Christian Stocker, ÖVP-Generalsekretär
Schallenberg zitierte ungarischen Botschafter ins Außenamt
Die frühzeitige Freilassung von verurteilten Schleppern in Ungarn sorgt neuerdings für Spannungen zwischen Wien und Budapest. Außenminister Alexander Schallenberg (ÖVP) zitierte den ungarischen Botschafter dazu ins Außenamt. Ungarns Innenminister Sandor Pinter soll in einem Telefonat mit seinem österreichischen Amtskollegen Gerhard Karner (ÖVP) um Beruhigung bemüht gewesen sein und Berichte von bis zu 2500 freigelassenen Schleppern bestritten haben. Es sollen nur einige Hundert mit kleineren Strafen aus dem Gefängnis entlassen worden sein.

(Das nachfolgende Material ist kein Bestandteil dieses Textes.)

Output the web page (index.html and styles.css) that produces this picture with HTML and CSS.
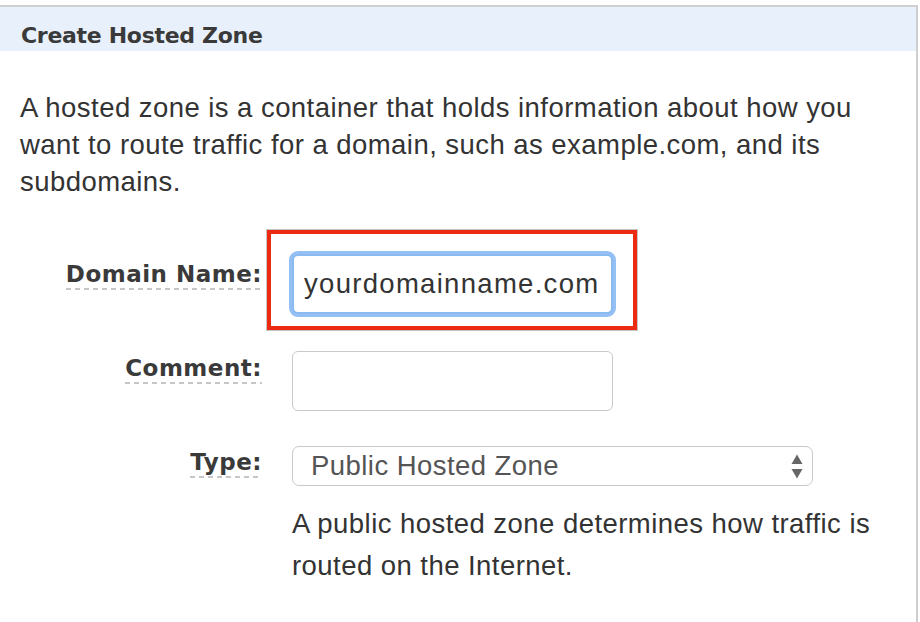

Harte Strafen für Menschenschmuggel
Das ungarische Strafrecht sieht an sich langjährige Haftstrafen von zwei bis 20 Jahren für Menschenschmuggel vor. Gemäß einer Verordnung von Orban werden nun inhaftierte Schlepper aus dem Ausland freigelassen, wenn sie Ungarn innerhalb von 72 Stunden verlassen.
Gewerkschaft wirft Innenminister Verschleierung vor
Die rote Polizeigewerkschaft warf Innenminister Gerhard Karner (ÖVP) und der ÖVP Scheinheiligkeit vor. Über 80 Prozent der gefassten Schlepper in Österreich würden auf freiem Fuß angezeigt werden und können damit davonlaufen. „Wir machen das Gleiche wie Ungarn. Nur macht es Orbán offiziell, und wir verschleiern die Tatsachen“, sagte Hermann Greylinger von der FSG zur „Krone“. Das Innenministerium wies diese Behauptung als unwahr zurück.